I grew up losing everything: backpacks, sweatshirts, shoes, and expensive sporting equipment. Once (this demonstrates how small a town I grew up in), my mom gave me a signed blank check to bring to school so I could put down a deposit on my high school class ring. I took the check off the kitchen table and went to school. That night, the phone rang. My mom answered and thanked the person on the other end over and over.

“Amanda?!?!”

“Yeah?”

“Did you put the deposit down on your ring today?”

“Oh shoot, I forgot – but I took the check. They’ll be there tomorrow.”

“Where’s the check?”

“I don’t know, probably in my car.”

“Actually, it’s not because someone from the church recognized my name and just called. When she went to pick up her kid, she found the check lying in the school’s parking lot.”

“Wow, super lucky she didn’t use it.”

“AMANDA!”

Charming and sickening versions of this story exist for every stage of my life.

I mean, case and point, I can recall these exact conversations more than 20 years later, but just this morning, I lost my phone because I made my bed.

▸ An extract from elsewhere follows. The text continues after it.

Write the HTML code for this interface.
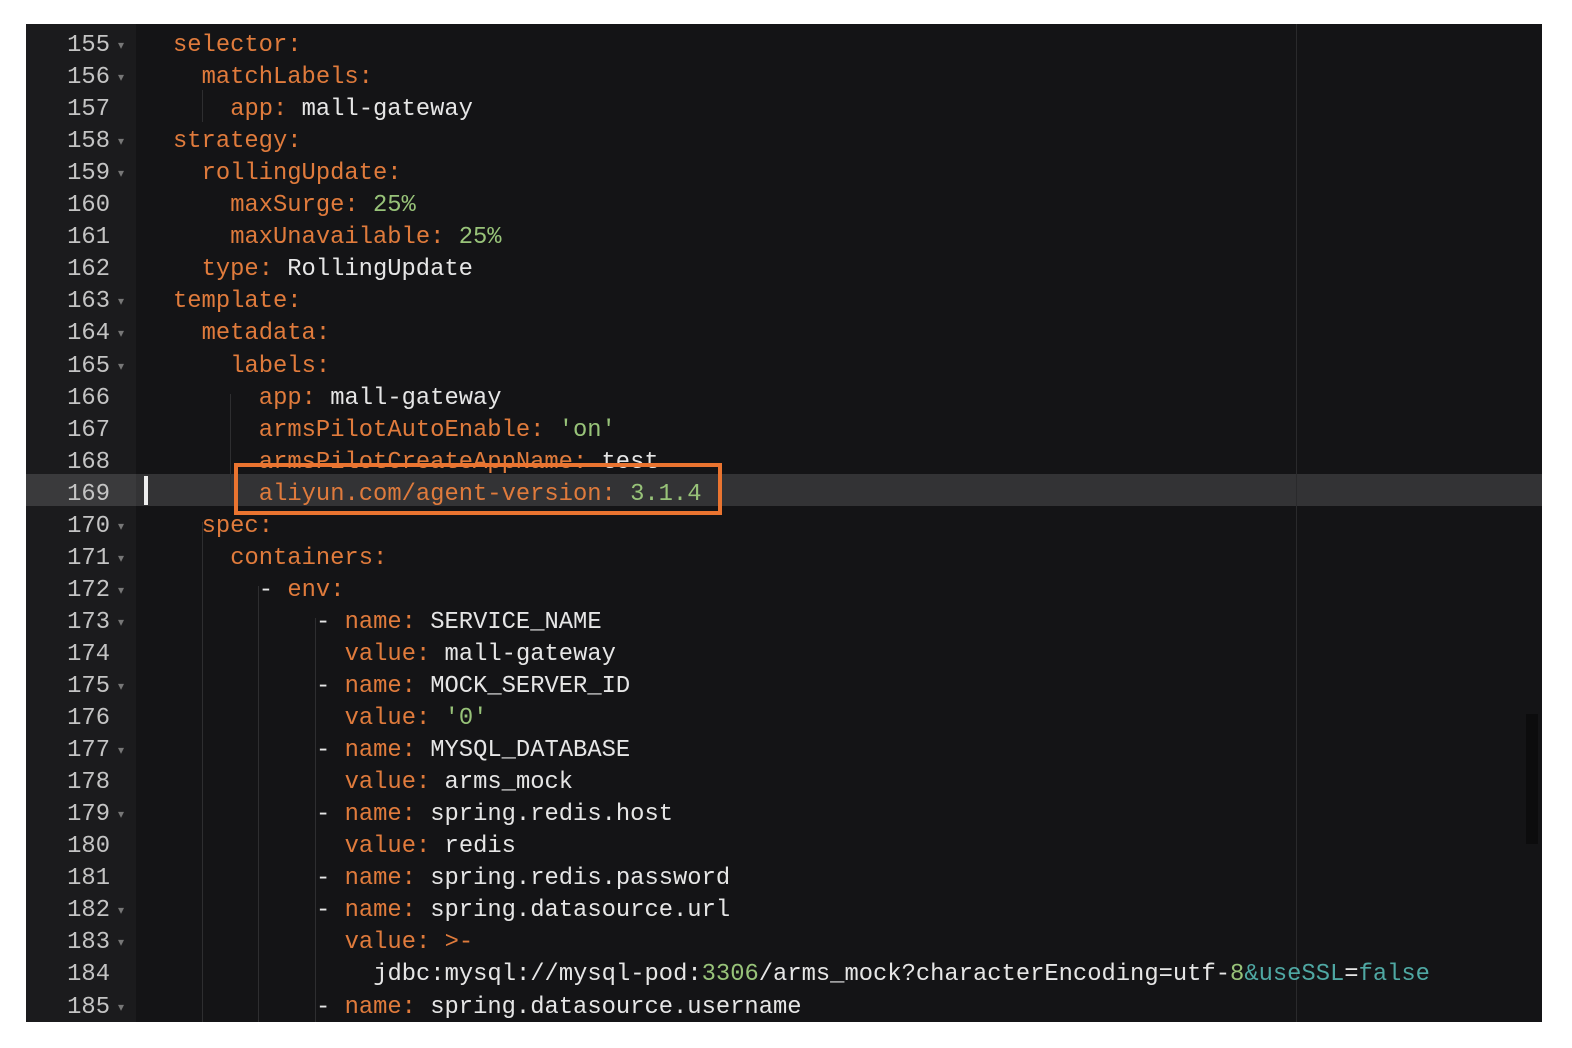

Not that anyone saw, but I’m assuming the visual of me barking at Alexa to keep calling my phone and my twelve-year-old using his good ears to find the buzz was the stuff of bad sitcoms.

After successfully uncovering the phone from under a comforter and quilt, Briggs said, “Am I good or what?”

I told him he was the best, and I meant it.

My ADHD rage quickly morphed into a rush of dopamine. And it felt very real to me that even though some things don’t change, they do.

As soon as I wrote that second to last sentence, Tom Sawyer started playing in my head.